The tyres are converted into 1.44 million litres of high-quality industrial fuel, directly tackling South Africa’s severe waste tyre burden while decarbonising heavy industry, GeT Metal Group director Andrew Bishop said Monday.
In South Africa, the tyre recycling sector has largely been focused on shredding, crumb production, and energy recovery, with one of the biggest being the KwaZulu-Natal-based Mathe Group, which recycles about 1,000 radial truck tyres per day to produce 45 tons of rubber crumb, while the waste steel which is exported.
The scale of what to do with used tyres in South Africa is huge - an online search shows some 11 million tyres are discarded in South Africa annually.
GeT Metal Group’s initiative displaces 1.44 million litres of conventional heavy fuel oil annually, and the initiative delivers greenhouse gas saving of about 720 tons of carbon dioxide. Calculated using international Intergovernmental Panel on Climate Change (IPCC) and the Greenhouse Gas (GHG) Protocol methodologies, the savings represent an avoidance of heavy upstream emissions linked to crude oil extraction, refining, and fuel transportation.
The initiative also boosts local environmental management by diverting around 12,500 waste tyres every month from landfills, tyre waste stockpiles, and unmanaged dump sites. It supports South Africa's Extended Producer Responsibility (EPR) Regulations by establishing a stable, high-volume market for end-of-life rubber, promoting beneficiation and strengthening the broader metal packaging value chain.
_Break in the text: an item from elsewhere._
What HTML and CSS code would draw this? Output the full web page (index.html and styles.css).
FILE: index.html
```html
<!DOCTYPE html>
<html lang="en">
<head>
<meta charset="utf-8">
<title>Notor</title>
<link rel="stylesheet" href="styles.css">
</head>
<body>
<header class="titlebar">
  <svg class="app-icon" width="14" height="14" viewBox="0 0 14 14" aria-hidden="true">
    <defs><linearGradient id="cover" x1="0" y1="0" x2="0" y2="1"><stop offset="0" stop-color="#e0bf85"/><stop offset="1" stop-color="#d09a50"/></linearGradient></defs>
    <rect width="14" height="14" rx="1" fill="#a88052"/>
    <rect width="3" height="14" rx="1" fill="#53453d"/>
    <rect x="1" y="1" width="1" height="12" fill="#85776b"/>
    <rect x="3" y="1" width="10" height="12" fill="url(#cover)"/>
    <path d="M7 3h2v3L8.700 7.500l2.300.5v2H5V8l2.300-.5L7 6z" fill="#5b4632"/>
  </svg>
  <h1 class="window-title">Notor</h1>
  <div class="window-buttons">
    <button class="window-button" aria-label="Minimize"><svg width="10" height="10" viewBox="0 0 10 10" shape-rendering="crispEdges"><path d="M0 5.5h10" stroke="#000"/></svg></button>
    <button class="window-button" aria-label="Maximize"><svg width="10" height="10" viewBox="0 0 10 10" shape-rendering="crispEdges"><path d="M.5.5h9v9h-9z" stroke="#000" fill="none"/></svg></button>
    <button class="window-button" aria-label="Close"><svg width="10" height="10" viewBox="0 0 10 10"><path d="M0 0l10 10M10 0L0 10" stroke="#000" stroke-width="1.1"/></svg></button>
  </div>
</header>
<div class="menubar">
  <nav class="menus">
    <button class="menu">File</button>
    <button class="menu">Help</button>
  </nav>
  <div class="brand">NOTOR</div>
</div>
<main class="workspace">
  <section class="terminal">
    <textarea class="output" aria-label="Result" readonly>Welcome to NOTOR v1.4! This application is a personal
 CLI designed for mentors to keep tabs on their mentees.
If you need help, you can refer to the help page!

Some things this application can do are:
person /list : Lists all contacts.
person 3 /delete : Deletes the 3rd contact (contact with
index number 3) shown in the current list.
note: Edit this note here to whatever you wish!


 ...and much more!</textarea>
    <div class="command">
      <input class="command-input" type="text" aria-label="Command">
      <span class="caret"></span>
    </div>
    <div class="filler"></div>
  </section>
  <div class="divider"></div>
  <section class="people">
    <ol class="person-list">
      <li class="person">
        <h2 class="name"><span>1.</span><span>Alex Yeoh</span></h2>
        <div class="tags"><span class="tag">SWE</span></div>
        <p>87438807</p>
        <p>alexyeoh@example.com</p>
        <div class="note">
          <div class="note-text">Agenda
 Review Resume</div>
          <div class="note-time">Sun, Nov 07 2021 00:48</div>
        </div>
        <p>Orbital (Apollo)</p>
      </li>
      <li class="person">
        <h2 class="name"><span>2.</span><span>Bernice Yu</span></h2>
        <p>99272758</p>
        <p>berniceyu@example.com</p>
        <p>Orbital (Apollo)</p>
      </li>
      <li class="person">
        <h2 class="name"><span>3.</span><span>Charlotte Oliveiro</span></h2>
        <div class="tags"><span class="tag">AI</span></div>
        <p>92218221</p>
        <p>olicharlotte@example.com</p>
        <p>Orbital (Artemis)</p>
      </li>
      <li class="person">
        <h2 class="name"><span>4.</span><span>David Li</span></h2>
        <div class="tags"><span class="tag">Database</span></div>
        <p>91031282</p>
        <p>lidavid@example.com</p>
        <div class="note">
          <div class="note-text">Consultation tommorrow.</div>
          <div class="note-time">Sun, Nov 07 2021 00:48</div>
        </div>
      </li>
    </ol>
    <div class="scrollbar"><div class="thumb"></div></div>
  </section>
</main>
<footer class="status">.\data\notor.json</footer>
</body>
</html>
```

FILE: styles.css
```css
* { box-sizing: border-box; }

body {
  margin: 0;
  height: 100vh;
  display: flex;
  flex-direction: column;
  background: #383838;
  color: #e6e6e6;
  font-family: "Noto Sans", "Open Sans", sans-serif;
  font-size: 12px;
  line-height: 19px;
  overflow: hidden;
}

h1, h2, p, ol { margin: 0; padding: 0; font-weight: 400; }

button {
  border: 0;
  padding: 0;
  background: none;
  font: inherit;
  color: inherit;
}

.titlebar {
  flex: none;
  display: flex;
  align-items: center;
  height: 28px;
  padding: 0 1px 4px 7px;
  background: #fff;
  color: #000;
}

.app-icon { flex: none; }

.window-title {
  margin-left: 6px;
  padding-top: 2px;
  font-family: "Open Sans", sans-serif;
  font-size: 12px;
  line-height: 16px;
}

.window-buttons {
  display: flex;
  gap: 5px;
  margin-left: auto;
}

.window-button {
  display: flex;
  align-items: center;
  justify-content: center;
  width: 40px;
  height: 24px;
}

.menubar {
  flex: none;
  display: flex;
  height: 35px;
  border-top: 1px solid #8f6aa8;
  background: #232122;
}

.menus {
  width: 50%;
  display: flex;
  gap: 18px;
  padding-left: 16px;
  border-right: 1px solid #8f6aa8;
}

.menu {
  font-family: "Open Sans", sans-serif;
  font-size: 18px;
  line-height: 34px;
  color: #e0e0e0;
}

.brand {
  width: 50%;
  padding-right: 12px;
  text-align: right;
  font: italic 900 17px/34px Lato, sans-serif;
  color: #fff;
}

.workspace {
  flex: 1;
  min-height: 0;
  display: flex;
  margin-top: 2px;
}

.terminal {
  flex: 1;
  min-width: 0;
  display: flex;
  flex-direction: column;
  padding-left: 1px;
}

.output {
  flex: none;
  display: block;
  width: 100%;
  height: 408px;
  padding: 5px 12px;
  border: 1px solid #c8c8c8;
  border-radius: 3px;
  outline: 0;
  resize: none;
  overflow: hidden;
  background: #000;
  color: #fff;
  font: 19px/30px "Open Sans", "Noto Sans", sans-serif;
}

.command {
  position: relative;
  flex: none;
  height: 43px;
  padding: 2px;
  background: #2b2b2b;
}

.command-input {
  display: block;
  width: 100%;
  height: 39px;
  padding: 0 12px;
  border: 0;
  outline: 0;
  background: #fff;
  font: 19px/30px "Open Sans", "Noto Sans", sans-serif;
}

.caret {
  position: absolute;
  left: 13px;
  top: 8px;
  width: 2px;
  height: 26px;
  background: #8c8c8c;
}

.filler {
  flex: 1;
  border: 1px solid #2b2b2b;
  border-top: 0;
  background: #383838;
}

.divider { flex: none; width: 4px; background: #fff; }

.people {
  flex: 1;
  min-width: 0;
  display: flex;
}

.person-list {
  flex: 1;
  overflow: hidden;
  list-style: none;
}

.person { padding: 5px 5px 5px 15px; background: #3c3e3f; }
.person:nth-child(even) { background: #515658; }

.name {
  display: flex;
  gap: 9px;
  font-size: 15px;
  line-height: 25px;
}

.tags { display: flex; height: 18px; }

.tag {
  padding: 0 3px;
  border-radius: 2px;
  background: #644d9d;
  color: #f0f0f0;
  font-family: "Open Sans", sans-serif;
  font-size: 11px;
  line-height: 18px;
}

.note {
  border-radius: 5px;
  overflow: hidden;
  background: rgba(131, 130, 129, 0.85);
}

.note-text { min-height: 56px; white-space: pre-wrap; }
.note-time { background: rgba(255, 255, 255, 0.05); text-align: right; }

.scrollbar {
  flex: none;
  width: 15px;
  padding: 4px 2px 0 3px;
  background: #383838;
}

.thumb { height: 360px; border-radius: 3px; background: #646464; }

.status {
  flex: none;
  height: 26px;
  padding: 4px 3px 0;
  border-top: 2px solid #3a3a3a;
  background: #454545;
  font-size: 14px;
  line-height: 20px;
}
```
"Before launching this initiative, our facility required massive volumes of conventional furnace oil to sustain our melting operations. By engineering a solution that transforms a problematic waste stream into a valuable manufacturing input, we have eliminated the use of virgin fossil fuels in our primary furnaces,” said GeT Metal Group director Andrew Bishop.
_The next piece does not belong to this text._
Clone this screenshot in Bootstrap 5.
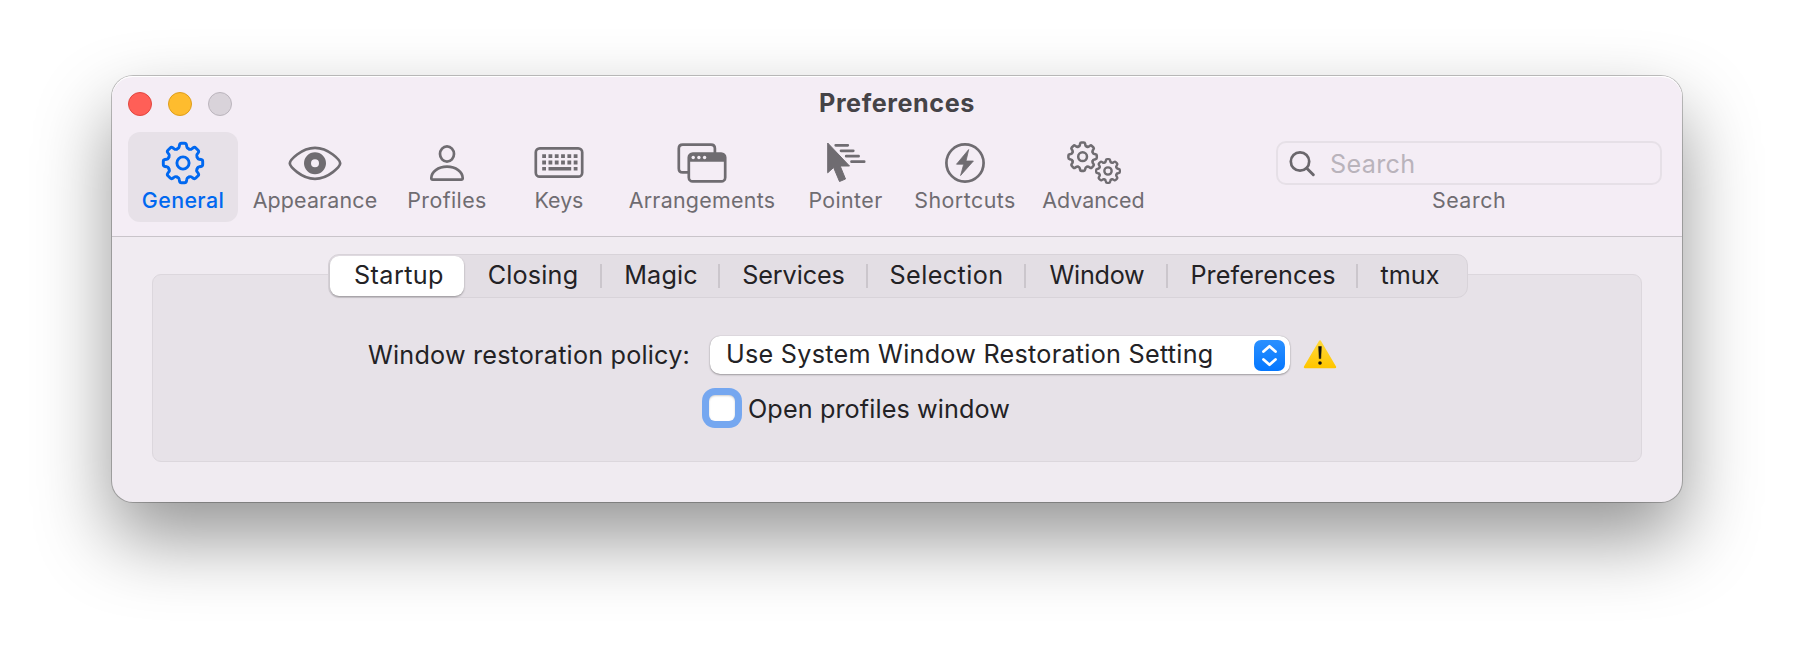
<!DOCTYPE html>
<html lang="en">
<head>
<meta charset="utf-8">
<title>Preferences</title>
<link href="https://cdn.jsdelivr.net/npm/bootstrap@5.3.0/dist/css/bootstrap.min.css" rel="stylesheet">
<style>
body{background:#fff;min-height:650px;padding:76px 0 0 112px;font-family:Inter,"Liberation Sans",sans-serif;font-size:25.2px;line-height:30px;color:#232225;overflow:hidden}
.pref-window{width:1570px;height:426px;border-radius:21px;background:#f0ebf1;box-shadow:0 0 0 1px rgba(0,0,0,.23),0 36px 76px rgba(0,0,0,.42)}
.pref-header{height:161px;background:#f4edf5;border-bottom:1px solid #c9c4ca;border-radius:21px 21px 0 0;box-shadow:inset 0 1px 0 #fff}
.title-bar{height:56px;padding:0 16px}
.lights{width:200px;gap:16px}
.light{width:24px;height:24px;border-radius:50%;border:1px solid}
.light-close{background:#ff5f57;border-color:#e2463f}
.light-min{background:#febc2e;border-color:#df9e1b}
.light-off{background:#d9d3da;border-color:#bbb5bd}
.win-title{font-weight:700;letter-spacing:.57px;color:#454347;line-height:55px;height:56px}
.tools{padding:0 20px 0 16px}
.tool{height:90px;padding-top:9px;border-radius:12px;color:#6f6c71;font-size:21.4px;line-height:31px;text-align:center;text-decoration:none;flex:none}
.tool svg{display:block;height:44px;margin:0 auto;overflow:visible}
.tool.active{background:#e7e1e8;color:#0068f0;font-weight:500}
.tool:nth-child(1){width:110px;letter-spacing:.38px}
.tool:nth-child(2){width:154px;letter-spacing:.16px}
.tool:nth-child(3){width:109px;letter-spacing:.41px;padding-left:1px}
.tool:nth-child(4){width:116px;letter-spacing:-.03px}
.tool:nth-child(5){width:170px;letter-spacing:.28px}
.tool:nth-child(6){width:117px;letter-spacing:.38px}
.tool:nth-child(7){width:122px;letter-spacing:.47px}
.tool:nth-child(8){width:135px;letter-spacing:.01px}
.ln{fill:none;stroke:currentColor;stroke-width:2.7;stroke-linecap:round;stroke-linejoin:round}
.tool.active .ln{stroke-width:2.9}
.gear-mid{stroke-width:3.5}
.gear-small{stroke-width:3.9}
.search-handle{stroke-width:3}
.search-col{width:386px;padding-top:9px;font-size:21.4px;line-height:31px;letter-spacing:.53px;color:#6f6c71}
.search-box{height:44px;border:2px solid #e6e0e7;border-radius:10px;padding-left:11px;gap:14px;color:#6a676c}
.search-box .form-control{font-size:25.2px;letter-spacing:.3px;line-height:30px;padding:2px 0 0;height:34px}
.search-box .form-control::placeholder{color:#b9b3bb;opacity:1}
.pref-body{padding:17px 40px 0}
.segments{width:1140px;height:44px;margin-left:2px;border:1px solid #d8d3d9;border-radius:11px;background:#e3dee4;z-index:1}
.seg{flex:none;height:42px;line-height:41px;color:inherit;text-decoration:none;text-align:center;padding-left:2px}
.segments .vr{width:2px;min-height:0;height:24px;background:#cbc6cc;opacity:1;flex:none;align-self:center}
.seg.active{background:#fff;width:134px;height:40px;border-radius:9px;margin:1px 0 0 1px;line-height:39px;padding-left:4px;box-shadow:0 1px 2px rgba(0,0,0,.35);letter-spacing:.4px}
.s-closing{width:136px;letter-spacing:.19px}
.s-magic{width:116px;letter-spacing:.14px}
.s-services{width:146px;letter-spacing:-.09px;padding-left:1px}
.s-selection{width:156px;letter-spacing:.4px;padding-left:1px}
.s-window{width:140px;letter-spacing:-.25px}
.s-prefs{width:188px;letter-spacing:.1px}
.s-tmux{width:109px;letter-spacing:.03px;padding:0 5px 0 0}
.group-box{height:188px;margin-top:-24px;border:1px solid #dcd7dd;border-radius:9px;background:#e7e2e8;padding-top:61px}
.policy-row{height:40px}
.policy-label{width:537px;text-align:right;letter-spacing:.2px;padding-top:4px}
.policy-select{width:580px;height:38px;margin:0 13px 0 20px;padding:0 5px 0 16px;border:0;border-radius:10px;background:#fff;color:inherit;font-size:25.2px;line-height:30px;letter-spacing:.26px;box-shadow:0 0 1px rgba(0,0,0,.3),0 1px 2px rgba(0,0,0,.3)}
.policy-select span{margin-top:-2px}
.stepper{width:31px;height:31px;border-radius:7px;background:linear-gradient(#2a90ff,#0577ff)}
.check-row{padding:12px 0 0 549px}
.check-row .form-check-input{width:26px;height:26px;margin:7px;border:0;border-radius:6px;background:#fff;flex:none;box-shadow:0 0 0 7px #75a7f0,inset 0 1px 2px rgba(0,0,0,.2)}
.check-row label{margin-left:6px;letter-spacing:.11px;padding-top:2px}
</style>
</head>
<body>
<svg width="0" height="0" class="position-absolute" aria-hidden="true">
  <defs>
    <path id="tooth" d="M-5.8-14.1Q-4-14.6-3.8-16.2L-3.5-18Q-3.2-19.7-1.6-19.7H1.6Q3.2-19.7 3.5-18L3.8-16.2Q4-14.6 5.8-14.1"/>
    <g id="gear">
      <use href="#tooth"/><use href="#tooth" transform="rotate(45)"/><use href="#tooth" transform="rotate(90)"/><use href="#tooth" transform="rotate(135)"/>
      <use href="#tooth" transform="rotate(180)"/><use href="#tooth" transform="rotate(225)"/><use href="#tooth" transform="rotate(270)"/><use href="#tooth" transform="rotate(315)"/>
      <circle r="6.1"/>
    </g>
  </defs>
</svg>
<main class="pref-window">
  <header class="pref-header">
    <div class="title-bar d-flex align-items-center">
      <div class="lights d-flex"><span class="light light-close"></span><span class="light light-min"></span><span class="light light-off"></span></div>
      <div class="win-title flex-grow-1 text-center">Preferences</div>
      <div class="lights"></div>
    </div>
    <div class="tools d-flex justify-content-between">
      <nav class="d-flex">
        <a class="tool active" href="#"><svg width="44" viewBox="-22 -22 44 44"><use href="#gear" class="ln"/></svg>General</a>
        <a class="tool" href="#"><svg width="54" viewBox="0 0 54 44"><path class="ln" d="M1.8 22.3C1.8 19.5 13 6.8 27 6.8S52.2 19.5 52.2 22.3 41 37.8 27 37.8 1.8 25.1 1.8 22.3Z"/><circle cx="27" cy="22.3" r="7.5" fill="none" stroke="currentColor" stroke-width="7"/></svg>Appearance</a>
        <a class="tool" href="#"><svg width="36" viewBox="0 0 36 44"><ellipse class="ln" cx="18" cy="13" rx="7" ry="7.7"/><path class="ln" d="M3.7 38.7Q2.3 38.7 2.3 37C2.3 31 9 25.7 18 25.7S33.7 31 33.7 37Q33.7 38.7 32.3 38.7Z"/></svg>Profiles</a>
        <a class="tool" href="#"><svg width="50" viewBox="0 0 50 44"><rect class="ln" x="1.8" y="7.3" width="46.4" height="28.4" rx="4"/><path d="M8.2 15.2H44M8.2 21.5H44" fill="none" stroke="currentColor" stroke-width="3.8" stroke-dasharray="3.8 2.5"/><path d="M8.2 27.8H12M14.5 27.8H37.2M39.7 27.8H43.5" fill="none" stroke="currentColor" stroke-width="3.6"/></svg>Keys</a>
        <a class="tool" href="#"><svg width="50" viewBox="0 0 50 44"><path class="ln" d="M10.5 31.4H5.8Q1.8 31.4 1.8 27.4V7.6Q1.8 3.6 5.8 3.6H33.9Q37.9 3.6 37.9 7.6V12"/><rect class="ln" x="11.8" y="12.6" width="36.4" height="27.8" rx="4"/><path d="M11.8 20.7V16.5Q11.8 12.5 15.8 12.5H44.2Q48.2 12.5 48.2 16.5V20.7Z" fill="currentColor"/><g fill="#f4edf5"><circle cx="16.2" cy="16.5" r="1.7"/><circle cx="21.9" cy="16.5" r="1.7"/><circle cx="27.6" cy="16.5" r="1.7"/></g></svg>Arrangements</a>
        <a class="tool" href="#"><svg width="40" viewBox="0 0 40 44"><path d="M1.7 2V31.800L7.600 26.500 13.500 40.500 19.500 38 14.200 25H23.500Z" fill="currentColor" stroke="currentColor" stroke-linejoin="round"/><path class="ln" d="M9.700 4.300H21.800M15 9.800H27.300M20.200 15.200H32.600M25.500 20.700H38.200"/></svg>Pointer</a>
        <a class="tool" href="#"><svg width="40" viewBox="0 0 40 44"><circle class="ln" cx="20" cy="22" r="18.6"/><path d="M23.700 8.500 11.500 23.200H18.700L15.600 34.500 28.400 20H21Z" fill="currentColor" stroke="currentColor" stroke-width=".8" stroke-linejoin="round"/></svg>Shortcuts</a>
        <a class="tool" href="#"><svg width="54" viewBox="0 0 54 44"><use href="#gear" class="ln gear-mid" transform="translate(15.6 15.7) scale(.72)"/><use href="#gear" class="ln gear-small" transform="translate(41 30) scale(.6)"/></svg>Advanced</a>
      </nav>
      <div class="search-col text-center">
        <div class="search-box d-flex align-items-center">
          <svg width="27" height="27" viewBox="0 0 27 27" class="flex-shrink-0"><circle class="ln" cx="11" cy="11.5" r="9.2"/><path class="ln search-handle" d="M18 18.5 24.3 24.7"/></svg>
          <input class="form-control border-0 bg-transparent shadow-none" type="search" placeholder="Search" aria-label="Search">
        </div>
        Search
      </div>
    </div>
  </header>
  <section class="pref-body">
    <div class="d-flex justify-content-center">
      <nav class="segments d-flex">
        <a class="seg active" href="#">Startup</a>
        <a class="seg s-closing" href="#">Closing</a><span class="vr"></span>
        <a class="seg s-magic" href="#">Magic</a><span class="vr"></span>
        <a class="seg s-services" href="#">Services</a><span class="vr"></span>
        <a class="seg s-selection" href="#">Selection</a><span class="vr"></span>
        <a class="seg s-window" href="#">Window</a><span class="vr"></span>
        <a class="seg s-prefs" href="#">Preferences</a><span class="vr"></span>
        <a class="seg s-tmux" href="#">tmux</a>
      </nav>
    </div>
    <div class="group-box">
      <div class="policy-row d-flex">
        <div class="policy-label text-nowrap">Window restoration policy:</div>
        <button class="policy-select d-flex align-items-center justify-content-between text-nowrap" type="button">
          <span>Use System Window Restoration Setting</span>
          <i class="stepper d-block"><svg class="d-block" width="31" height="31" viewBox="0 0 31 31"><path d="M9.500 11.500 15.500 6.300 21.500 11.500M9.500 19.500 15.500 24.700 21.500 19.500" fill="none" stroke="#fff" stroke-width="2.8" stroke-linecap="round" stroke-linejoin="round"/></svg></i>
        </button>
        <svg width="34" height="38" viewBox="0 0 34 38"><defs><linearGradient id="warn" x2="0" y2="1"><stop stop-color="#ffd83a"/><stop offset="1" stop-color="#ffc600"/></linearGradient></defs><path d="M17 5.500 2 31H32Z" fill="url(#warn)" stroke="url(#warn)" stroke-width="2.4" stroke-linejoin="round"/><path d="M15.600 10.500H18.400L17.800 22.600H16.200Z" fill="#111" stroke="#111" stroke-width=".5" stroke-linejoin="round"/><circle cx="17" cy="27" r="1.800" fill="#111"/></svg>
      </div>
      <div class="check-row d-flex align-items-center">
        <input class="form-check-input" type="checkbox" id="openProfiles"><label for="openProfiles">Open profiles window</label>
      </div>
    </div>
  </section>
</main>
<script src="https://cdn.jsdelivr.net/npm/bootstrap@5.3.0/dist/js/bootstrap.bundle.min.js"></script>
</body>
</html>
GeT Alloys is a prominent South African aluminium recycler, processing roughly 350 million used beverage cans, packaging items, and post-consumer scraps annually into aluminium ingots. After implementing the new initiative, the plant’s monthly consumption of 120,000 litres of conventional heavy fuel oil is completely replaced with fuel oil from tyres.
The fuel is recovered through an oxygen-free thermal conversion process that alters the chemical structure of the waste tyres. Carbon black, a secondary product of the process, is used within GeT Alloys’ own aluminium dross recovery operations.
The steel wire recovered during the tyre conversion process is supplied as feedstock to GeT Steel, the group's steel foundry in Atlantis Industrial, where it is included in the production of steel billets for the South African and export markets.
“This shows heavy industry can successfully decouple production from fossil fuels through smart engineering," said Bishop.
"We wanted to look beyond simple emissions reductions and demonstrate true circular economy principles in action," said GeT Metal Group director Ebrahim Khan.
"With this model, waste provides both the raw material and the energy required to remanufacture that material into world-class aluminium ingots. Simultaneously, building this sustainable value chain from collection to processing has allowed us to create 32 direct jobs across the recycling and manufacturing sectors, driving local economic development when it is needed most.," he said.